Reopening Capital Markets and Growth Trajectory
The recent easing of legal uncertainties in the U.S. is poised to significantly benefit the Adani Group, potentially facilitating the reopening of vital international capital markets. This improved access to funding is critical for accelerating the group’s ambitious expansion initiatives, particularly in the rapidly growing renewable energy sector and its extensive infrastructure development plans across India and beyond. Investor confidence, a key driver for capital inflows, stands to gain significantly from these resolutions.
As of September last year, the Adani Group reported a net debt of approximately 2.78 trillion rupees, equivalent to about $32 billion. A substantial portion, 41%, of this total debt is sourced from global banks and international capital markets. For a conglomerate with such significant financial obligations and growth aspirations in diverse energy and infrastructure projects, maintaining strong relationships and unimpeded access to these capital sources is indispensable. The resolution of these legal issues is expected to enhance the group’s creditworthiness, potentially lowering future borrowing costs and attracting a wider pool of institutional investors who may have previously been wary due to the legal cloud.

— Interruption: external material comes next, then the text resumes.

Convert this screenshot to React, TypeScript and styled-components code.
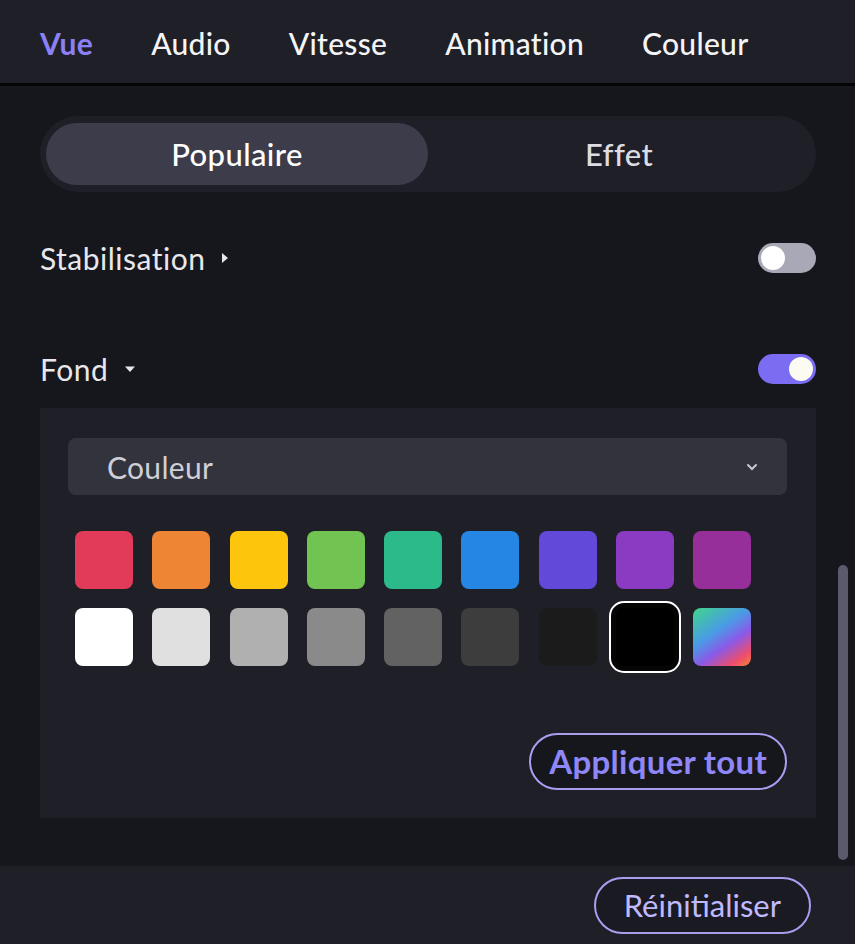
import * as React from "react";
import styled, { createGlobalStyle } from "styled-components";

const GlobalStyle = createGlobalStyle`
  html, body {
    margin: 0;
    padding: 0;
    background: #16161d;
  }
  * { box-sizing: border-box; }
`;

const tabs = ["Vue", "Audio", "Vitesse", "Animation", "Couleur"];

const colors = [
  "#e23b5a", "#ee8535", "#fdc60d", "#72c452", "#2dba8b", "#2686e4", "#6249d9", "#8a3bc1", "#962f99",
  "#ffffff", "#e0e0e0", "#b0b0b0", "#8a8a8a", "#626262", "#3d3d3d", "#1b1b1b", "#000000",
  "linear-gradient(145deg, #3fd68a 0%, #4a9be6 40%, #8a5ae8 62%, #ef4d6a 85%, #f7843a 100%)",
];

const App = () => {
  return (
    <Page>
      <GlobalStyle />
      <Tabs>
        {tabs.map((t, i) => (
          <Tab key={t} $active={i === 0}>{t}</Tab>
        ))}
      </Tabs>
      <Body>
        <Segment>
          <SegItem $active>Populaire</SegItem>
          <SegItem>Effet</SegItem>
        </Segment>

        <Row $top={40}>
          <Label>
            Stabilisation
            <svg width="8" height="12" viewBox="0 0 8 12">
              <path d="M1 1 L7 6 L1 11 Z" fill="#e6e6ea" />
            </svg>
          </Label>
          <Toggle $on={false}><Knob $on={false} /></Toggle>
        </Row>

        <Row $top={59}>
          <Label>
            Fond
            <svg width="12" height="8" viewBox="0 0 12 8">
              <path d="M1 1.5 L11 1.5 L6 7 Z" fill="#e6e6ea" />
            </svg>
          </Label>
          <Toggle $on><Knob $on /></Toggle>
        </Row>

        <Panel>
          <Select>
            <span>Couleur</span>
            <svg width="14" height="10" viewBox="0 0 14 10">
              <path d="M3 3 L7 7 L11 3" stroke="#c8c8d0" strokeWidth="2" fill="none" strokeLinecap="round" />
            </svg>
          </Select>
          <Swatches>
            {colors.map((c, i) => (
              <Swatch key={i} style={{ background: c }} $selected={i === 16} />
            ))}
          </Swatches>
          <ApplyRow>
            <ApplyButton>Appliquer tout</ApplyButton>
          </ApplyRow>
        </Panel>
        <ScrollThumb />
      </Body>
      <Footer>
        <ResetButton>Réinitialiser</ResetButton>
      </Footer>
    </Page>
  );
};

const Page = styled.div`
  width: 855px;
  height: 944px;
  display: flex;
  flex-direction: column;
  background: #16161d;
  font-family: Lato, "Noto Sans", sans-serif;
  overflow: hidden;
`;

const Tabs = styled.div`
  height: 86px;
  flex-shrink: 0;
  display: flex;
  align-items: center;
  gap: 58px;
  padding: 0 0 0 40px;
  background: #1f1f27;
  border-bottom: 3px solid #050507;
`;

const Tab = styled.div<{ $active?: boolean }>`
  color: ${(p) => (p.$active ? "#8b80f7" : "#f4f4f6")};
  font: ${(p) => (p.$active ? 700 : 500)} 30px/1 Lato, "Noto Sans", sans-serif;
  letter-spacing: 0.3px;
  margin-top: 2px;
`;

const Body = styled.div`
  position: relative;
  flex: 1;
  padding: 30px 39px 0 40px;
  background: #16161d;
`;

const Segment = styled.div`
  display: flex;
  height: 76px;
  padding: 7px 6px;
  border-radius: 38px;
  background: #1f1f28;
`;

const SegItem = styled.div<{ $active?: boolean }>`
  flex: 1;
  display: flex;
  align-items: center;
  justify-content: center;
  border-radius: 32px;
  background: ${(p) => (p.$active ? "#3d3c4b" : "transparent")};
  color: ${(p) => (p.$active ? "#ffffff" : "#dcdce2")};
  font: 500 31px/1 Lato, "Noto Sans", sans-serif;
  letter-spacing: 0.4px;
`;

const Row = styled.div<{ $top: number }>`
  display: flex;
  align-items: center;
  justify-content: space-between;
  height: 52px;
  margin-top: ${(p) => p.$top}px;
`;

const Label = styled.div`
  display: flex;
  align-items: center;
  gap: 16px;
  color: #e8e8ec;
  font: 400 30px/1 Lato, "Noto Sans", sans-serif;
  letter-spacing: 0.5px;
`;

const Toggle = styled.div<{ $on: boolean }>`
  width: 58px;
  height: 30px;
  border-radius: 15px;
  padding: 3px;
  display: flex;
  justify-content: ${(p) => (p.$on ? "flex-end" : "flex-start")};
  background: ${(p) => (p.$on ? "#7b6cf2" : "#a9a8b7")};
`;

const Knob = styled.div<{ $on: boolean }>`
  width: 24px;
  height: 24px;
  border-radius: 50%;
  background: ${(p) => (p.$on ? "#fbfbf2" : "#ffffff")};
`;

const Panel = styled.div`
  margin-top: 13px;
  height: 410px;
  padding: 30px 29px 28px 28px;
  background: #1f1f27;
  display: flex;
  flex-direction: column;
`;

const Select = styled.div`
  height: 57px;
  border-radius: 8px;
  background: #33333e;
  display: flex;
  align-items: center;
  justify-content: space-between;
  padding: 0 28px 0 39px;
  color: #cfcfd6;
  font: 400 30px/1 Lato, "Noto Sans", sans-serif;
  letter-spacing: 0.3px;
`;

const Swatches = styled.div`
  display: grid;
  grid-template-columns: repeat(9, 58px);
  grid-auto-rows: 58px;
  column-gap: 19.3px;
  row-gap: 19px;
  margin: 36px 0 0 7px;
`;

const Swatch = styled.div<{ $selected?: boolean }>`
  border-radius: 8px;
  ${(p) =>
    p.$selected &&
    `
    box-shadow: 0 0 0 5px #050505;
    outline: 2px solid #ffffff;
    outline-offset: 5px;
  `}
`;

const ApplyRow = styled.div`
  display: flex;
  justify-content: flex-end;
  margin-top: 67px;
`;

const ApplyButton = styled.button`
  height: 57px;
  padding: 0 18px;
  border-radius: 29px;
  border: 2px solid #a69ff0;
  background: #16161d;
  color: #8f86f7;
  font: 700 33px/1 Lato, "Noto Sans", sans-serif;
  letter-spacing: 0.3px;
`;

const ScrollThumb = styled.div`
  position: absolute;
  right: 7px;
  top: 479px;
  width: 10px;
  height: 295px;
  border-radius: 5px;
  background: #5b596c;
`;

const Footer = styled.div`
  height: 78px;
  flex-shrink: 0;
  display: flex;
  align-items: center;
  justify-content: flex-end;
  padding: 0 44px 0 0;
  background: #1f1f27;
`;

const ResetButton = styled.button`
  height: 57px;
  padding: 0 28px;
  border-radius: 29px;
  border: 2px solid #a69ff0;
  background: #1a1a22;
  color: #c0b9ff;
  font: 400 31px/1 Lato, "Noto Sans", sans-serif;
`;

export default App;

For investors focused on the energy and infrastructure space, these developments signal a reduction in risk for the Adani Group. This could translate into improved valuations and a clearer path for the execution of large-scale projects, from port operations to power generation and green energy ventures. The market will now keenly observe how the group leverages this renewed stability to further consolidate its position as a dominant player in India’s economic landscape and a significant force in global energy investments, with implications for its long-term stock performance and market capitalization.